Nitekim, daha önce de değindiğimiz üzere, İngiliz arkeolog Sir Leonard Woolley, Ur şehrinde yürüttüğü arkeolojik araştırmalar esnasında 1927-1929 yılları arasında iki buçuk metre kalınlığında bir çamur kütlesi tespit etmiştir. Bu çamur tabakasının su vasıtasıyla bölgeye geldiği ve tabakanın altında eski bir medeniyetin olduğu anlaşılmıştır (Harman, 2012: 321; Memiş, 2017: 35). Bu araştırmadan sonra bulunan çamur tabakasından bir parça örnek alınarak Fırat Nehri’nin suyundan alınan çamur tabakasıyla laboratuvar ortamında bir inceleme yapılmıştır. Yapılan inceleme neticesinde iki çamur örneğinin benzer elementlerden oluştuğu

görülmüştür. Bu bağlamda yapılan tespit çamur tabakasının tufan sırasında oluştuğunu kanıtlaması bakımından önemlidir. Ayrıca Kuran’da tufan olayı ile ilgili “yeryüzünde kaynaklar fışkırttık” (Kamer 54/12) ifadesinin yer alması da tufan sırasında Fırat Nehri’nin taşmış olabileceği ihtimalini kuvvetlendirmektedir (Dartman, 2003: 165). Mezopotamya’nın diğer harabe şehirlerinde, örneğin Kiş ve Şuruppak kentlerinde yapılan araştırmalarda da bu kentlerdeki evlerin içlerinin tertemiz bir kum tabakasıyla dolu olduğu tespit edilmiştir (Memiş, 2017: 35).
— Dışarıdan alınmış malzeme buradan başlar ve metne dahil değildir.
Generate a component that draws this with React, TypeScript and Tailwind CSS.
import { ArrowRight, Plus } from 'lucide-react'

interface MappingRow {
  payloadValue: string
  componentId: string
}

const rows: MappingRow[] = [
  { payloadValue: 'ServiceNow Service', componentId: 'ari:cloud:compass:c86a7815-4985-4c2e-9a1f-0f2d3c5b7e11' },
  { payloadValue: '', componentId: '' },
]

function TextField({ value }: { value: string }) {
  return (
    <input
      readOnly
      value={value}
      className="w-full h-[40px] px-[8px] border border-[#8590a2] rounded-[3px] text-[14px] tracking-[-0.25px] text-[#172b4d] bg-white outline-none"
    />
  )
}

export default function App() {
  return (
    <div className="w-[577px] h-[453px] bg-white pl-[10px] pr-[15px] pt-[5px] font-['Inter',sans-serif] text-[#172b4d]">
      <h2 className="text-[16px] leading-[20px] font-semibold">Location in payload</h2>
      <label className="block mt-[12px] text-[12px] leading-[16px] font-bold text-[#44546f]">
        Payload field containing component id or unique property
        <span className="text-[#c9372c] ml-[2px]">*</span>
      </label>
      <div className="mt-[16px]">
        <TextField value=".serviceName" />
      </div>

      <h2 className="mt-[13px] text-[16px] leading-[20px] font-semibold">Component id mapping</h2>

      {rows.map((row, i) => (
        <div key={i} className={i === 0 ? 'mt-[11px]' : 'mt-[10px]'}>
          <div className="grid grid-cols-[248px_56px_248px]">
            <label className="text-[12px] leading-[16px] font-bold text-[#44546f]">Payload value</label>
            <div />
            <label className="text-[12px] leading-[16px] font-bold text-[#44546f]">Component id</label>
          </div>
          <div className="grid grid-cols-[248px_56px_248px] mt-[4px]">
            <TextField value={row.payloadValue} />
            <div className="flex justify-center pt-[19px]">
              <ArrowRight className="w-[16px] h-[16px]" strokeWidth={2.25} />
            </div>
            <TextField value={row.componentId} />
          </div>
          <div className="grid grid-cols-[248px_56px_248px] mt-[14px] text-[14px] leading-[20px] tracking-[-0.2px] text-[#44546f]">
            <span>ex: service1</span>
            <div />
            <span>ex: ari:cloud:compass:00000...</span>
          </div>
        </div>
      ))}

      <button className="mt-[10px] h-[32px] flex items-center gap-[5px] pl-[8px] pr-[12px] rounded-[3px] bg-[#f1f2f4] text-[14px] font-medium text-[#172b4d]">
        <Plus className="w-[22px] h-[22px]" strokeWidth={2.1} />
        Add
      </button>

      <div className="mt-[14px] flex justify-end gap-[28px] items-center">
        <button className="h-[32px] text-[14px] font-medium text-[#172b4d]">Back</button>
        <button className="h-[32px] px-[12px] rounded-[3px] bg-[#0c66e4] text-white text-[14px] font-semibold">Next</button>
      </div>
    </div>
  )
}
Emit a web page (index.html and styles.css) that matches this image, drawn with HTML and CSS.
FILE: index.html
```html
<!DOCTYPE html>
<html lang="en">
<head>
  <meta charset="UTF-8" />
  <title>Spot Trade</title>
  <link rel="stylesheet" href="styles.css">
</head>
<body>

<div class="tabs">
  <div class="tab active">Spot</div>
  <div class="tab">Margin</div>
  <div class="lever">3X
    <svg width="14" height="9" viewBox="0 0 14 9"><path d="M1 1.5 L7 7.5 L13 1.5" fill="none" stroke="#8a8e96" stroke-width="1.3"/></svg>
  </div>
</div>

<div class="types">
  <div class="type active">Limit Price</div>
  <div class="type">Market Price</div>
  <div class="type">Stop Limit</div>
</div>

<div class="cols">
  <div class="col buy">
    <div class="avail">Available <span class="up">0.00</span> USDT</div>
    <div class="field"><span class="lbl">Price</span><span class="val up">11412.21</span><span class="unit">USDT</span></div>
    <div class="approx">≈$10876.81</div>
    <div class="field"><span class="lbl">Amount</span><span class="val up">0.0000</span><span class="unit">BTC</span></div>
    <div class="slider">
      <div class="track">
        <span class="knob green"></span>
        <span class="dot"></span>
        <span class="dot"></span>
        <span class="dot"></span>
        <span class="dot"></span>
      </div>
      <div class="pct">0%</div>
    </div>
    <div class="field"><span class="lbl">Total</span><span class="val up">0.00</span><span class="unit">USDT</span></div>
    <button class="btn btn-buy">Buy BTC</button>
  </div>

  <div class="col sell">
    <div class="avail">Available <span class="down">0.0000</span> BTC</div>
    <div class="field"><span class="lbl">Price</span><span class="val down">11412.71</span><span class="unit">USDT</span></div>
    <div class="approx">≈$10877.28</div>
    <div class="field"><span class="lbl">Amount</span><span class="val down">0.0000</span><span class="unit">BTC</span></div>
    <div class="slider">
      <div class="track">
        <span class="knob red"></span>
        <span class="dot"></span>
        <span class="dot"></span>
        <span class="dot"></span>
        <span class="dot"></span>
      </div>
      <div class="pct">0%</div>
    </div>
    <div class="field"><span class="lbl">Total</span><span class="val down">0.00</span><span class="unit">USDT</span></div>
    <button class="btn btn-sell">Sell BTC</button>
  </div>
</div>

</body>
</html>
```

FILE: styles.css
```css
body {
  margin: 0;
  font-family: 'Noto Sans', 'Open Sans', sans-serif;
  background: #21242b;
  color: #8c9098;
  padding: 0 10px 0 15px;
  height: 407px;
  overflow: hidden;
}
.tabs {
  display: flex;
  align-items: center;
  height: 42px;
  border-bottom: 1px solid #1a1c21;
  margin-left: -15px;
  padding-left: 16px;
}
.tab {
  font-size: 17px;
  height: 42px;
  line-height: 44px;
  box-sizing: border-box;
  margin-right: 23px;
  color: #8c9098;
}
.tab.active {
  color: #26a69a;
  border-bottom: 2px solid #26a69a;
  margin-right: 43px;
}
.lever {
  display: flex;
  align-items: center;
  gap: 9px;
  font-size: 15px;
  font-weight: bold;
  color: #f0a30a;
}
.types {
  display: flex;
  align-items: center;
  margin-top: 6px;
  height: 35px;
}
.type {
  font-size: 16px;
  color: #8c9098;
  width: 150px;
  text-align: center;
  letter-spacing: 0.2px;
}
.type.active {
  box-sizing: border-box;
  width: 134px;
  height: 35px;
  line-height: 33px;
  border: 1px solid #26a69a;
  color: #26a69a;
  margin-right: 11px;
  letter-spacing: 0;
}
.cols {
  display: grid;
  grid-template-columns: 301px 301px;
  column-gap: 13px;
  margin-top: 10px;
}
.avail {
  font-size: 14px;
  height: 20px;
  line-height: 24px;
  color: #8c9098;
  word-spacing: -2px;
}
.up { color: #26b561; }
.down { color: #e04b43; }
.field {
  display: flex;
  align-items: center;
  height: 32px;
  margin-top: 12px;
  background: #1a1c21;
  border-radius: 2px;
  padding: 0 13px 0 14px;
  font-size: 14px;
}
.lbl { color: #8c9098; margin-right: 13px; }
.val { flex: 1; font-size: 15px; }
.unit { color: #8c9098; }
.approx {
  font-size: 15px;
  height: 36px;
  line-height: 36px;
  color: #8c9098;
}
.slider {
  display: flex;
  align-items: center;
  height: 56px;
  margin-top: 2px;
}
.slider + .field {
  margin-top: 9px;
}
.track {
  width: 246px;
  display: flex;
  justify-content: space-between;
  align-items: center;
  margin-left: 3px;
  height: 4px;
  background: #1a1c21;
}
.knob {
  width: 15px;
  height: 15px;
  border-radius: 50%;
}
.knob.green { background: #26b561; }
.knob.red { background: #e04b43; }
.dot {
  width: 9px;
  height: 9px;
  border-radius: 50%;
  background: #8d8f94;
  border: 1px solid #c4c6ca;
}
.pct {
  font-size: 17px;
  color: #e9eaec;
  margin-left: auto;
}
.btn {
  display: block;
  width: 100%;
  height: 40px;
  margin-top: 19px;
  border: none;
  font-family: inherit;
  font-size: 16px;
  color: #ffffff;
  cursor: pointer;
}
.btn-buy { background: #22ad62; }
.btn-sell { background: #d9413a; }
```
Bir Sümer tufan belgesinde de şöyle ifadeler yer almaktadır:

“Ziusudra bir ölümlü kişiydi. Bundan böyle kendisi ve karısı uzaklarda ırmakların ağzında yaşayacaklar...'İşte böylece tanrılar, beni alıp burada; ırmakların ağzında ve uzaklarda yaşamak üzere yerleştirdiler.” Nitekim Cizre; Dicle

(Tigris), Rosor (Risor), Saklan (Seqlan) sularının ağzında bir yerdedir (Yaşın, 2013: 70). Dolayısıyla tufan coğrafyasının bahsi edilen yer olduğu iddia edilebilir.

Gılgamış Destanı’nda geçen tufan kahramanı Utnapiştim ise Fırat Nehri kenarındaki Şuruppak şehrinin kralıdır (Harman, 2012: 321). Bu bilgiler ışığında bir genelleme yapılacak olursa tufan olayının Mezopotamya’da gerçekleştiği söylenebilir.